Member of the Cook Islands Parliament for Avatiu–Ruatonga–Palmerston
- In office 24 March 1994 – 17 November 2010
- Preceded by: Rei Jack Enoka
- Succeeded by: John Henry

Personal details
- Party: New Alliance Party Cook Islands Party Party Tumu
- Relations: Albert Nicholas

= Albert (Peto) Nicholas =

Cook Islands politician

Albert (Peto) Nicholas (9 May 1951 – 15 August 2012) was a Cook Islands politician. He was member of the Cook Islands Parliament for the seat of the seat of Avatiu–Ruatonga–Palmerston for 18 years.

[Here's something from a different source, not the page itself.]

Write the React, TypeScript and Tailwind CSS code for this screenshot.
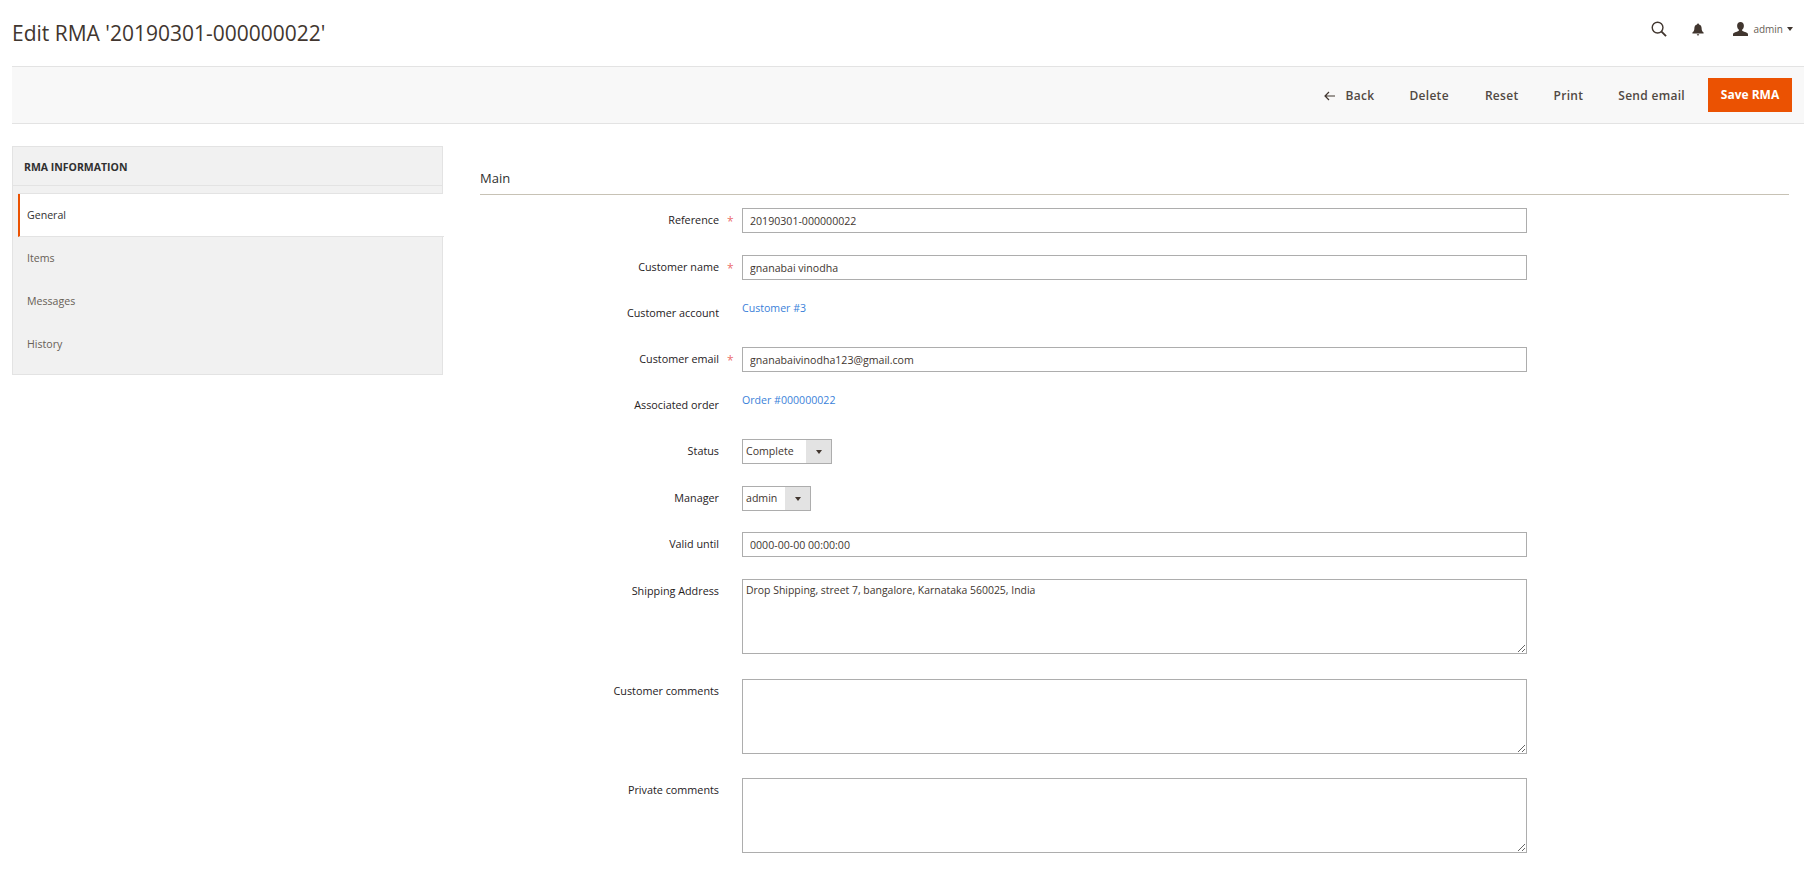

Nicholas was born on Rarotonga and educated at St Joseph primary school and Tereora College. He was first elected to Parliament as a member of the Alliance Party in the 1994 election. He was re-elected in 1999 as a member of the New Alliance Party, but switched allegiance to the Cook Islands Party later that year.

Nicholas left the CIP in July 2010 following a dispute about candidate selection, and founded the Party Tumu. He stood under that party's banner in the 2010 election, but was unsuccessful.

On 15 August 2012 Nicholas died of a heart attack while driving in Rarotonga.